▶ **Your instructions**
Drop every picture, then transcribe the remaining data exactly.

▶ **Supplied information**
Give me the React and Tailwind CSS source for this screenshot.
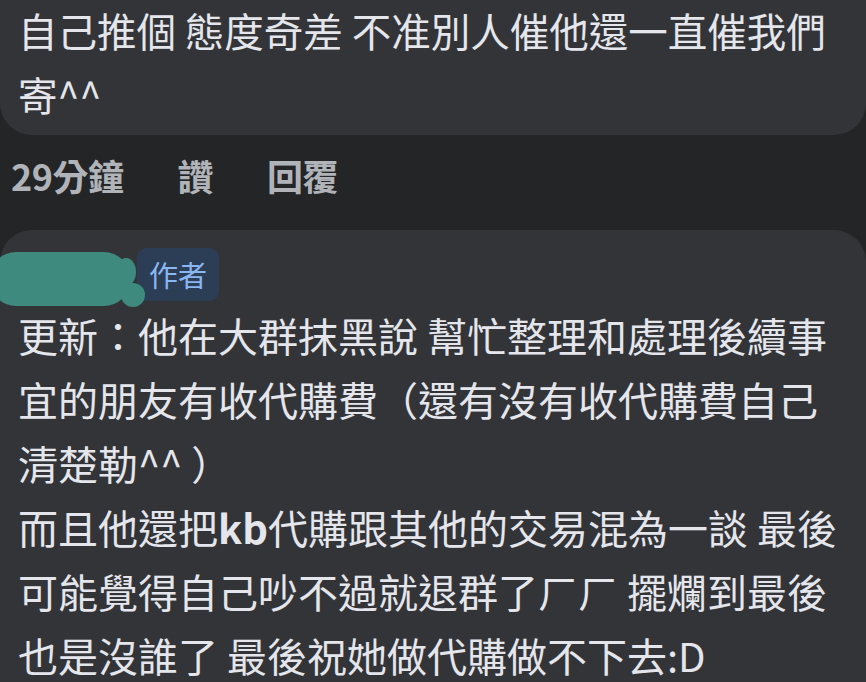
export default function App() {
  const font = { fontFamily: '"Noto Sans CJK TC", "Noto Sans", sans-serif' };
  const lines2 = [
    '更新：他在大群抹黑說 幫忙整理和處理後續事',
    '宜的朋友有收代購費（還有沒有收代購費自己',
    '清楚勒^^ ）',
  ];
  return (
    <div className="w-[866px] h-[682px] overflow-hidden bg-[#242527] text-[#e4e6eb]" style={font}>
      <div className="bg-[#333438] rounded-b-[32px] pl-[18px] pr-4 pb-[9px] -mt-[2px] text-[39.5px] leading-[64px]">
        <div>自己推個 態度奇差 不准別人催他還一直催我們</div>
        <div>寄^^</div>
      </div>

      <div className="flex items-center h-[80px] pl-[11px] text-[36px] font-bold text-[#b0b3b8] tracking-[-0.5px]">
        <span>29分鐘</span>
        <span className="ml-[54px]">讚</span>
        <span className="ml-[54px]">回覆</span>
      </div>

      <div className="mt-[15px] bg-[#333438] rounded-t-[32px] pt-[18px] pl-[18px] pr-4">
        <div className="flex items-start -ml-[18px] h-[55px]">
          {/* scribbled-out name */}
          <svg width="146" height="62" viewBox="0 0 146 62" className="relative z-10 shrink-0">
            <g fill="#3f8a7e">
              <rect x="-10" y="4" width="140" height="54" rx="26" />
              <ellipse cx="126" cy="24" rx="10" ry="14" />
              <circle cx="133" cy="47" r="12" />
            </g>
          </svg>
          <div className="-ml-[9px] h-[53px] px-[12px] rounded-[10px] bg-[#2c3e55] text-[#8ab6f2] text-[29px] leading-[53px]">
            作者
          </div>
        </div>
        <div className="text-[40px] leading-[64px]">
          {lines2.map((l) => (
            <div key={l} className="whitespace-nowrap">{l}</div>
          ))}
          <div className="whitespace-nowrap">
            而且他還把<span className="font-bold">kb</span>代購跟其他的交易混為一談 最後
          </div>
          <div className="whitespace-nowrap">可能覺得自己吵不過就退群了ㄏㄏ 擺爛到最後</div>
          <div className="whitespace-nowrap">也是沒誰了 最後祝她做代購做不下去:D</div>
        </div>
      </div>
    </div>
  );
}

▶ **Task response**
Give me the React and Tailwind CSS source for this screenshot.
export default function App() {
  const font = { fontFamily: '"Noto Sans CJK TC", "Noto Sans", sans-serif' };
  const lines2 = [
    '更新：他在大群抹黑說 幫忙整理和處理後續事',
    '宜的朋友有收代購費（還有沒有收代購費自己',
    '清楚勒^^ ）',
  ];
  return (
    <div className="w-[866px] h-[682px] overflow-hidden bg-[#242527] text-[#e4e6eb]" style={font}>
      <div className="bg-[#333438] rounded-b-[32px] pl-[18px] pr-4 pb-[9px] -mt-[2px] text-[39.5px] leading-[64px]">
        <div>自己推個 態度奇差 不准別人催他還一直催我們</div>
        <div>寄^^</div>
      </div>

      <div className="flex items-center h-[80px] pl-[11px] text-[36px] font-bold text-[#b0b3b8] tracking-[-0.5px]">
        <span>29分鐘</span>
        <span className="ml-[54px]">讚</span>
        <span className="ml-[54px]">回覆</span>
      </div>

      <div className="mt-[15px] bg-[#333438] rounded-t-[32px] pt-[18px] pl-[18px] pr-4">
        <div className="flex items-start -ml-[18px] h-[55px]">
          {/* scribbled-out name */}
          <svg width="146" height="62" viewBox="0 0 146 62" className="relative z-10 shrink-0">
            <g fill="#3f8a7e">
              <rect x="-10" y="4" width="140" height="54" rx="26" />
              <ellipse cx="126" cy="24" rx="10" ry="14" />
              <circle cx="133" cy="47" r="12" />
            </g>
          </svg>
          <div className="-ml-[9px] h-[53px] px-[12px] rounded-[10px] bg-[#2c3e55] text-[#8ab6f2] text-[29px] leading-[53px]">
            作者
          </div>
        </div>
        <div className="text-[40px] leading-[64px]">
          {lines2.map((l) => (
            <div key={l} className="whitespace-nowrap">{l}</div>
          ))}
          <div className="whitespace-nowrap">
            而且他還把<span className="font-bold">kb</span>代購跟其他的交易混為一談 最後
          </div>
          <div className="whitespace-nowrap">可能覺得自己吵不過就退群了ㄏㄏ 擺爛到最後</div>
          <div className="whitespace-nowrap">也是沒誰了 最後祝她做代購做不下去:D</div>
        </div>
      </div>
    </div>
  );
}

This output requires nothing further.